Amico and his wife were on the west side of the stage when Jason Aldean began his set that night for a show with 22,000 attendees. They decided to move across the crowd closer to Amico’s truck, which was parked in the festival’s VIP section on the other side of the stage, and they were deep in the crowd when the first round of bullets rained down on them.

After escaping into the parking lot, Amico spent minutes loading fellow attendees — even one with a bullet wound — into his truck to drive them away from the festival grounds.

It was this life-altering day that became inspiration for his song “58 Angels,” a tribute to the 58 lives lost during the Route 91 shooting. It’s a song that has been a large part of Amico’s healing, as it has become sort of a local anthem for those connected to the shooting.

Although he initially had no intention of writing a song about the tragedy, Amico was inspired by his cousin, another local lyricist, who wrote Amico a song with the line “58 candles, 58 flames.”

The line was “very inspirational” to Amico, enough that he was able to write “58 Angels” in just three hours after receiving it five days after the shooting.

In the past five years, the song has been played for various Oct. 1 remembrance events and for families of the shooting victims during memorials, but never anywhere else.

Amico says he “only (plays) the songs for Route 91 during Route 91 (remembrances)” because of the connection it has to Las Vegas, specifically. For Amico, he “could never say no” to the families.

Through this song, Amico has become close to the families of each victim, and they have all been able to cope together, he said. “Supporting each other is just so important” to Amico and other Route 91 survivors, especially those who put their trust in Amico and climbed into the back of his truck bed the night of the deadliest mass shooting in modern American history.

Over the past five years, Amico has reconnected with all of the people he assisted that night. He said they have come to his home, met his wife and had dinner with the two of them. It’s a bond that Amico said could only be created by those who understand the shared pain of experiencing a mass shooting.

“It’s amazing what music can do,” Amico said. “It’s brought us together.”

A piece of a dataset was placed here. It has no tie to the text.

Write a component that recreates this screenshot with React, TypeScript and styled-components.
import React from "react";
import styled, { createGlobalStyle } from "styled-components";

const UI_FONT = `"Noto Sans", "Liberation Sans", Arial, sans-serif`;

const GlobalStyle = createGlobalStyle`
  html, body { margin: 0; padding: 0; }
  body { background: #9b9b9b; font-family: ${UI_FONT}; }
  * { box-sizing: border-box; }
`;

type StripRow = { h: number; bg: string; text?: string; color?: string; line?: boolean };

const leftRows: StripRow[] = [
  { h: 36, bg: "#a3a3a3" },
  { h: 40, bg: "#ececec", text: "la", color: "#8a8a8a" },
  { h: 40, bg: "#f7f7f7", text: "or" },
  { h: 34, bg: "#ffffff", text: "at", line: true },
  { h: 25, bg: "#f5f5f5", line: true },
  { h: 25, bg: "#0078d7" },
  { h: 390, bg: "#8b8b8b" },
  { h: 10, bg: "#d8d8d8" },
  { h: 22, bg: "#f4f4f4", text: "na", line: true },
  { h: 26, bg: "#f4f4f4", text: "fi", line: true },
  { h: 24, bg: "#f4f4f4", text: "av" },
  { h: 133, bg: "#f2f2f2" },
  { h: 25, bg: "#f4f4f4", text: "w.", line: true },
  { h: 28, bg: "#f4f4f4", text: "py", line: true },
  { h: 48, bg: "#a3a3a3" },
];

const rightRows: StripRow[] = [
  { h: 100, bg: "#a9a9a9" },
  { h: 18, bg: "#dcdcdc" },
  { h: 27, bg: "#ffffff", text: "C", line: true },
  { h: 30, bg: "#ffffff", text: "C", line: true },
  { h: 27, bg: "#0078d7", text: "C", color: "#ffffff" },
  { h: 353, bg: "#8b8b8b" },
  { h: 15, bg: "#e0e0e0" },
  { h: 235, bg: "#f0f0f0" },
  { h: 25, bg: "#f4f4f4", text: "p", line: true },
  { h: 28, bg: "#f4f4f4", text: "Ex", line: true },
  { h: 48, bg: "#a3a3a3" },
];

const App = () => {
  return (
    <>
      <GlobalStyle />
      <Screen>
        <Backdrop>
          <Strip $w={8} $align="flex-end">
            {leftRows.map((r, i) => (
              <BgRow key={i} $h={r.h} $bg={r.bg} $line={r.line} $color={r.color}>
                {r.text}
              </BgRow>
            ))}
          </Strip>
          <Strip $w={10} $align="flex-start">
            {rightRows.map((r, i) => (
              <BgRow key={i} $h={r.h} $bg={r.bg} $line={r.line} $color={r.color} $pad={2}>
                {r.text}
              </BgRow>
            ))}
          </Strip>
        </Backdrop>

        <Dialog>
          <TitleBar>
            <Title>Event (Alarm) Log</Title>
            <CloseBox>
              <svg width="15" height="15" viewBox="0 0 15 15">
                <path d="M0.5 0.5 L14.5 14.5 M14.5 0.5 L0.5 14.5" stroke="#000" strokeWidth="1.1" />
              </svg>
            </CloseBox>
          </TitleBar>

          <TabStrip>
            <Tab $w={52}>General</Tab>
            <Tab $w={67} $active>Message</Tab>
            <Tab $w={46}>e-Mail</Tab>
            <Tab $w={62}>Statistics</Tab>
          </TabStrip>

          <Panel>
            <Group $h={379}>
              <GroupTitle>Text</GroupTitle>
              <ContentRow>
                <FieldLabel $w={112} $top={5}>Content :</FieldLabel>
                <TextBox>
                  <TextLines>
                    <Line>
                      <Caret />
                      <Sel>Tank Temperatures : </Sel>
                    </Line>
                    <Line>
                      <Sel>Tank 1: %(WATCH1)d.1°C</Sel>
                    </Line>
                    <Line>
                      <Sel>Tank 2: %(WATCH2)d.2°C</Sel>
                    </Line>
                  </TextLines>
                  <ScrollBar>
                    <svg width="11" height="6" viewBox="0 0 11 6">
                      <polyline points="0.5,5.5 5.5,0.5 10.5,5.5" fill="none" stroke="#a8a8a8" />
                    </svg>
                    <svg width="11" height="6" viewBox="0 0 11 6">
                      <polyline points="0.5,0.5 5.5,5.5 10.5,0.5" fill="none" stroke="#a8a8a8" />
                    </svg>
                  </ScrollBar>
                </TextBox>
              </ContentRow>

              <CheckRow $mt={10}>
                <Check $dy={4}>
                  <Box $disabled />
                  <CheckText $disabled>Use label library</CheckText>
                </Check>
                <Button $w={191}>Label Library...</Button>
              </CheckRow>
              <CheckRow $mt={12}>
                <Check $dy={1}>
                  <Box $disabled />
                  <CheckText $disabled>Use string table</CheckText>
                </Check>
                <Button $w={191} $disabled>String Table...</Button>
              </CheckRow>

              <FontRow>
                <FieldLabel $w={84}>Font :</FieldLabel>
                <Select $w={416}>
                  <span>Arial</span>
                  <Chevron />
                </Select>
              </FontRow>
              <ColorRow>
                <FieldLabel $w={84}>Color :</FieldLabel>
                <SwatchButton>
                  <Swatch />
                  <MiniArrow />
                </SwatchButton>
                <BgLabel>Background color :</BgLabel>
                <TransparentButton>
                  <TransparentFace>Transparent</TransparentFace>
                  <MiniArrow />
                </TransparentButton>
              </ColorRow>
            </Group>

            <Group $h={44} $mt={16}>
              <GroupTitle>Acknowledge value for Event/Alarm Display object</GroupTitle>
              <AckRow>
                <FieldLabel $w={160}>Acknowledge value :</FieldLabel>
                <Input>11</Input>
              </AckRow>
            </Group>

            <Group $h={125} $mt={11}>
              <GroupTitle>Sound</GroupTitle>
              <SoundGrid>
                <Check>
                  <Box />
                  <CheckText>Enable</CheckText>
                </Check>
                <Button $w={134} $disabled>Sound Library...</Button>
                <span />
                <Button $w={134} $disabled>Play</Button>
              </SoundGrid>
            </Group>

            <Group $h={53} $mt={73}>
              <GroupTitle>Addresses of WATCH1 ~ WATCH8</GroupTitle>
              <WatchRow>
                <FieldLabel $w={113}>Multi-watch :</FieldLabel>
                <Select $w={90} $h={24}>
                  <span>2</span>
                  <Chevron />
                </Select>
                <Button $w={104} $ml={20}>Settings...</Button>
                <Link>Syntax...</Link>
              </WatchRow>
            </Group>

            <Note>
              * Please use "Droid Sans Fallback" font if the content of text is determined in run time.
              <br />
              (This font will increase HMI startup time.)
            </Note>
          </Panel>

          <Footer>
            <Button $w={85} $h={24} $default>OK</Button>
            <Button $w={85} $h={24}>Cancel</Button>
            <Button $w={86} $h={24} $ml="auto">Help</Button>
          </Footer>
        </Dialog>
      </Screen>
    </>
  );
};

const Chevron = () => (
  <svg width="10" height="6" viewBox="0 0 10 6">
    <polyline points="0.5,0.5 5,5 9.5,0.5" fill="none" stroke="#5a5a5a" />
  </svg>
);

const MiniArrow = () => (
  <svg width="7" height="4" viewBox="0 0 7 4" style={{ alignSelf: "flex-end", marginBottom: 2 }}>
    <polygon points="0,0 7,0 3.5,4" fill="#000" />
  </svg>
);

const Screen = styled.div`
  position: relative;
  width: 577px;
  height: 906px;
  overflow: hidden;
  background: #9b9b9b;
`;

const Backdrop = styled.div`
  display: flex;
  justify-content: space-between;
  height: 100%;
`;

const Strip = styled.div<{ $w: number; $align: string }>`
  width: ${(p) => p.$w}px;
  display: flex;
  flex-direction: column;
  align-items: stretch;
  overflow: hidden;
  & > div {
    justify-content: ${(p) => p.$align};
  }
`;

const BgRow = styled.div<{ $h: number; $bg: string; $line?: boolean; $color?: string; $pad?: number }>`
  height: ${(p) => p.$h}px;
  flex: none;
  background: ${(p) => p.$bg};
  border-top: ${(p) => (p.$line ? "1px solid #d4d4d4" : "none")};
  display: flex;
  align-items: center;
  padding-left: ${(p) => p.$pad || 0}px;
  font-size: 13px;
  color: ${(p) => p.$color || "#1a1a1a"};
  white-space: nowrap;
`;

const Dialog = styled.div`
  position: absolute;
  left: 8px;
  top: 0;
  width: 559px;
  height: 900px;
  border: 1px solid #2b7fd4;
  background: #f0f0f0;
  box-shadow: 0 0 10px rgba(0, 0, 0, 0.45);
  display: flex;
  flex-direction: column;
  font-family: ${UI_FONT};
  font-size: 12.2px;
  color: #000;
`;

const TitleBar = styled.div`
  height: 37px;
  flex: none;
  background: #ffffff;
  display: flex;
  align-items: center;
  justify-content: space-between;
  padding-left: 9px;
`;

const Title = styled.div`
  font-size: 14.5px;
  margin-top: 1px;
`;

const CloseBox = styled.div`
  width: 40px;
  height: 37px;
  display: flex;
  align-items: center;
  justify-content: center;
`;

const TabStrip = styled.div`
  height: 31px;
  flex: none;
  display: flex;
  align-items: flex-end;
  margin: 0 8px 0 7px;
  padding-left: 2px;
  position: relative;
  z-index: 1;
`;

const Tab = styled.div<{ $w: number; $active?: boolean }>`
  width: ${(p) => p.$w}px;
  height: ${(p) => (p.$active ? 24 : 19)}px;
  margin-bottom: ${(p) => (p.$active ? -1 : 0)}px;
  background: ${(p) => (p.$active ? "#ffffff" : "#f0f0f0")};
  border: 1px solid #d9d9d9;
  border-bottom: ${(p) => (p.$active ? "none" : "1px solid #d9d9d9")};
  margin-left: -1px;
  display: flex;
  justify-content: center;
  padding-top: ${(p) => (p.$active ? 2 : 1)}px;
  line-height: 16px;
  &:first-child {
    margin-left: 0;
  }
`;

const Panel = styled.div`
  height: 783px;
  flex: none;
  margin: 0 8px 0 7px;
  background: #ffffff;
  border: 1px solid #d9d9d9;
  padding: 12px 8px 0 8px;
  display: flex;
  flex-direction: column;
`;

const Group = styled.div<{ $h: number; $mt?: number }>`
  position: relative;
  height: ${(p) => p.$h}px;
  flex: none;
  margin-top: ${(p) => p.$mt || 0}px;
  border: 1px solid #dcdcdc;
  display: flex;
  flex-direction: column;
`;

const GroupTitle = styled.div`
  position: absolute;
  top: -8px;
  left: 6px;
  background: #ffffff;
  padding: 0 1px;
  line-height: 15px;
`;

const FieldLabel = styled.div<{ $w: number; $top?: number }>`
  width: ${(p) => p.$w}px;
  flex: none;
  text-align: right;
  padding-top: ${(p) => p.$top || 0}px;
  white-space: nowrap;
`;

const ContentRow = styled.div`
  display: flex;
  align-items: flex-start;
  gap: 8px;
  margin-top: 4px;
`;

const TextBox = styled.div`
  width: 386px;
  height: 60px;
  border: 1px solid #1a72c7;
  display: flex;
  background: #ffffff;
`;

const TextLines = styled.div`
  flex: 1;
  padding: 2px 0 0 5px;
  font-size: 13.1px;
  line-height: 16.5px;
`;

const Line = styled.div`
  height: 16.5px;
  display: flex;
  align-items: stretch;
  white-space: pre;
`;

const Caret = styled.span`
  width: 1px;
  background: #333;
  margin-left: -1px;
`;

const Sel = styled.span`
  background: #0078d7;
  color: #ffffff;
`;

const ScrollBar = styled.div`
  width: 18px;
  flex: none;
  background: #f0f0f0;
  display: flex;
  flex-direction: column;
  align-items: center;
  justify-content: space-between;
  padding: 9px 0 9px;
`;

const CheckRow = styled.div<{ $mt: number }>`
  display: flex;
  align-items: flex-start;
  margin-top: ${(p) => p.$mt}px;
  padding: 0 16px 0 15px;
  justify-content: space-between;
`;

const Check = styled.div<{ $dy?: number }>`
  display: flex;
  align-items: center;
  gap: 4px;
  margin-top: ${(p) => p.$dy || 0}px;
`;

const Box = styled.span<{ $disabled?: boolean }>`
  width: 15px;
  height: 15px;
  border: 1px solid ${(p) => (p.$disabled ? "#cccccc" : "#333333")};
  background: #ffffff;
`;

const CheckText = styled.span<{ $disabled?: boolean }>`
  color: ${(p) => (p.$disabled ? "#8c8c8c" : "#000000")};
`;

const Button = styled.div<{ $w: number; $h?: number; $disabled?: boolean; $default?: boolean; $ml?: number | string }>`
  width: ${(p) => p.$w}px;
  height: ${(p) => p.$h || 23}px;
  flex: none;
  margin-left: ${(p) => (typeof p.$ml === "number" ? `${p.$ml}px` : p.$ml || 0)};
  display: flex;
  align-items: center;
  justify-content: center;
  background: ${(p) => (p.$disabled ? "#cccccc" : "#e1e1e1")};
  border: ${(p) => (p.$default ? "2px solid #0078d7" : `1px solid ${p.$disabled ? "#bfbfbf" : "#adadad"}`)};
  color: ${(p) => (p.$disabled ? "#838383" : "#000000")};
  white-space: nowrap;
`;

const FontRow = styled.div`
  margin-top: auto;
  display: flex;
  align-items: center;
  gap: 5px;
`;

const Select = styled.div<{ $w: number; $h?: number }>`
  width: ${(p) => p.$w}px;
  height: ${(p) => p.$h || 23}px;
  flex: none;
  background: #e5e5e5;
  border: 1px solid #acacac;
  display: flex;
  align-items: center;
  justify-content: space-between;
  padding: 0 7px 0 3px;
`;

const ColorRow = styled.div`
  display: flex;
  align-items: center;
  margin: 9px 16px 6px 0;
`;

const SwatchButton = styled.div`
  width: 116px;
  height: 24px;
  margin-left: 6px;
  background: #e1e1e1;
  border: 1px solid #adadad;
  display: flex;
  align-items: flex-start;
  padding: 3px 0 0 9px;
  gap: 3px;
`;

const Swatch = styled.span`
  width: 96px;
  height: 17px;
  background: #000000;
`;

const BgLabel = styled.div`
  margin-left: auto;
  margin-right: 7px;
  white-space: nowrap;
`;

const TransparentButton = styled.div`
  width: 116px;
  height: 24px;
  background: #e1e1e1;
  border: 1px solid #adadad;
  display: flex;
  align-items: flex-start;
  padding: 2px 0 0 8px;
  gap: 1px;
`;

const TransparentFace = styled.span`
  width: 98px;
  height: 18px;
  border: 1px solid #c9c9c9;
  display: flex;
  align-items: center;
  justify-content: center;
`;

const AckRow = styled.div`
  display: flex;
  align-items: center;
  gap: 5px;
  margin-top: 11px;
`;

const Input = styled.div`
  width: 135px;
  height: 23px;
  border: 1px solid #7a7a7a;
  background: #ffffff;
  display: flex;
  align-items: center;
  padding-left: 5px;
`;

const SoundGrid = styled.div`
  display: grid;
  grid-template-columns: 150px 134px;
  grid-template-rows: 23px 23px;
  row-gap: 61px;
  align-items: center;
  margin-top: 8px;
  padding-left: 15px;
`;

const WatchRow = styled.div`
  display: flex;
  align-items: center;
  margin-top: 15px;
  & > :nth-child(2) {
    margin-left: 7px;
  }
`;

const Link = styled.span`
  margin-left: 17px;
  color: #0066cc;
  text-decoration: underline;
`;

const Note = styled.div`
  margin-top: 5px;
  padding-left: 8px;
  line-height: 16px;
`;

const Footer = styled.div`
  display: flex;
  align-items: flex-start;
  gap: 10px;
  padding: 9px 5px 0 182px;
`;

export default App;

Despite being “lucky” enough to not be diagnosed with PTSD, Amico still gets emotional when he plays “58 Angels.” Family members of the victims and Route 91 survivors will hold his hand in support while he sings, a gesture that Amico said had brought him to tears.

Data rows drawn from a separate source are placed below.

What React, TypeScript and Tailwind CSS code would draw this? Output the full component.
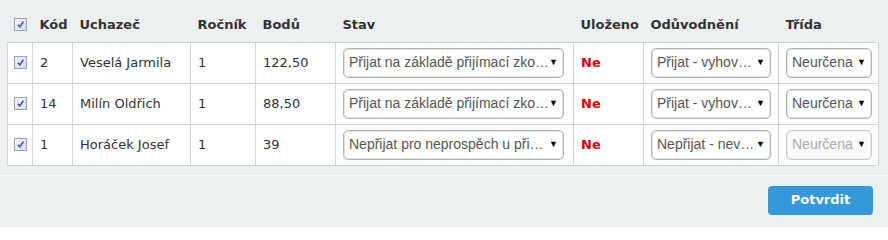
import React from "react";

type Row = {
  kod: string;
  name: string;
  rocnik: string;
  body: string;
  stav: string;
  duvod: string;
  disabledTrida?: boolean;
};

const rows: Row[] = [
  { kod: "2", name: "Veselá Jarmila", rocnik: "1", body: "122,50", stav: "Přijat na základě přijímací zko…", duvod: "Přijat - vyhov…" },
  { kod: "14", name: "Milín Oldřich", rocnik: "1", body: "88,50", stav: "Přijat na základě přijímací zko…", duvod: "Přijat - vyhov…" },
  { kod: "1", name: "Horáček Josef", rocnik: "1", body: "39", stav: "Nepřijat pro neprospěch u při…", duvod: "Nepřijat - nev…", disabledTrida: true },
];

function Check() {
  return (
    <span className="inline-flex h-[13px] w-[13px] items-center justify-center border border-[#9aa3b5] bg-gradient-to-br from-[#f2f4f8] to-[#d6dce8]">
      <svg viewBox="0 0 10 10" className="h-[9px] w-[9px]">
        <path d="M2 5.3 L4.2 7.6 L8.2 2" fill="none" stroke="#3553a6" strokeWidth="1.7" />
      </svg>
    </span>
  );
}

function Select({ text, width, disabled }: { text: string; width: string; disabled?: boolean }) {
  return (
    <div
      className={`flex h-[30px] items-center rounded-[5px] border pl-[5px] pr-[5px] ${width} ${
        disabled
          ? "border-[#c9c9c9] bg-[#fafafa] text-[#aaa] shadow-[inset_0_0_0_1px_#ececec]"
          : "border-[#b4b4b4] bg-white text-[#555] shadow-[inset_0_0_0_1px_#e2e2e2]"
      }`}
      style={{ fontFamily: '"Liberation Sans", Arial, sans-serif' }}
    >
      <span className="min-w-0 flex-1 overflow-hidden whitespace-nowrap text-[14px]">{text}</span>
      <span className="ml-[1px] text-[9px] text-black">▼</span>
    </div>
  );
}

export default function App() {
  const th = "px-[7px] text-left align-middle text-[13px] font-bold text-[#333]";
  const td = "border border-[#d4d4d4] px-[7px] align-middle";

  return (
    <div
      className="h-[227px] w-[888px] bg-[#ecf0f1] text-[#333]"
      style={{ fontFamily: '"DejaVu Sans", Verdana, sans-serif' }}
    >
      <div className="pl-[7px] pr-[10px] pt-[8px]">
        <table className="w-[871px] table-fixed border-collapse text-[13px]">
          <colgroup>
            <col className="w-[25px]" />
            <col className="w-[40px]" />
            <col className="w-[118px]" />
            <col className="w-[65px]" />
            <col className="w-[80px]" />
            <col className="w-[238px]" />
            <col className="w-[70px]" />
            <col className="w-[135px]" />
            <col className="w-[100px]" />
          </colgroup>
          <thead>
            <tr className="h-[34px]">
              <th className="pl-[6px] text-left align-middle">
                <Check />
              </th>
              <th className={th}>Kód</th>
              <th className={th}>Uchazeč</th>
              <th className={th}>Ročník</th>
              <th className={th}>Bodů</th>
              <th className={th}>Stav</th>
              <th className={th}>Uloženo</th>
              <th className={th}>Odůvodnění</th>
              <th className={th}>Třída</th>
            </tr>
          </thead>
          <tbody className="border border-[#c2c2c2] bg-white">
            {rows.map((r) => (
              <tr key={r.kod} className="h-[41px]">
                <td className={`${td} pl-[6px]`}>
                  <Check />
                </td>
                <td className={td}>{r.kod}</td>
                <td className={td}>{r.name}</td>
                <td className={td}>{r.rocnik}</td>
                <td className={td}>{r.body}</td>
                <td className={`${td} px-[6px]`}>
                  <Select text={r.stav} width="w-[221px]" />
                </td>
                <td className={`${td} font-bold text-[#e00000]`}>Ne</td>
                <td className={`${td} px-[6px]`}>
                  <Select text={r.duvod} width="w-[120px]" />
                </td>
                <td className={`${td} px-[6px]`}>
                  <Select text="Neurčena" width="w-[86px]" disabled={r.disabledTrida} />
                </td>
              </tr>
            ))}
          </tbody>
        </table>
      </div>
      <div className="mt-[9px] flex justify-end border-t border-[#fafbfb] pr-[15px] pt-[10px]">
        <button className="h-[29px] w-[105px] rounded-[4px] bg-[#3498db] text-[13px] font-bold text-white">
          Potvrdit
        </button>
      </div>
    </div>
  );
}
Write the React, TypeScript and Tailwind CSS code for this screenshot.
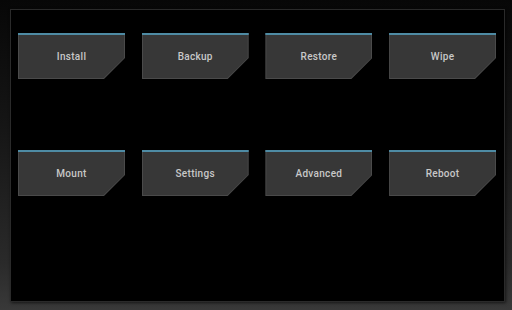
import React from "react";

const rows = [
  ["Install", "Backup", "Restore", "Wipe"],
  ["Mount", "Settings", "Advanced", "Reboot"],
];

function Btn({ label }: { label: string }) {
  return (
    <div className="relative w-[107px] h-[46px] bg-[#4a4a4a] [clip-path:polygon(0_0,100%_0,100%_25px,86px_100%,0_100%)]">
      <div className="h-[2px] bg-[#4e8ba4]" />
      <div className="absolute left-[1px] right-[1px] top-[2px] bottom-[1px] bg-[#373737] [clip-path:polygon(0_0,100%_0,100%_23px,84.6px_100%,0_100%)] flex items-center justify-center">
        <span className="text-[10px] font-medium text-[#c8c8c8] tracking-[0.3px] font-['Roboto',sans-serif]">
          {label}
        </span>
      </div>
    </div>
  );
}

export default function App() {
  return (
    <div className="w-[512px] h-[310px] overflow-hidden bg-[linear-gradient(to_bottom,#070707_0%,#151515_40%,#2a2a2a_85%,#393939_100%)] pt-[9px] pl-[10px]">
      <div className="w-[495px] h-[293px] bg-black border border-[#2a2a2a] shadow-[1px_1px_3px_rgba(0,0,0,0.6)] pt-[23px] pl-[7px]">
        <div className="flex flex-col gap-[71px]">
          {rows.map((r, i) => (
            <div key={i} className="flex gap-[16.7px]">
              {r.map((l) => (
                <Btn key={l} label={l} />
              ))}
            </div>
          ))}
        </div>
      </div>
    </div>
  );
}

The song “brings that moment (during the shooting) right back,” Amico said.

Amico doesn’t plan on ending his music career — and his healing journey — any time soon. Clark County officials have asked him to perform at next year’s Sunrise Service, a first for him at that particular event, and he will continue to sing for the 58 families he has come to know so well, he said.

He may never be able to shake the “survivor’s remorse” he feels each day, but each strum of his guitar might help ease the pain.

“There’s no winning. There’s no super gratification that you survived and someone didn’t,” Amico said. “That’s why the healing is so important.”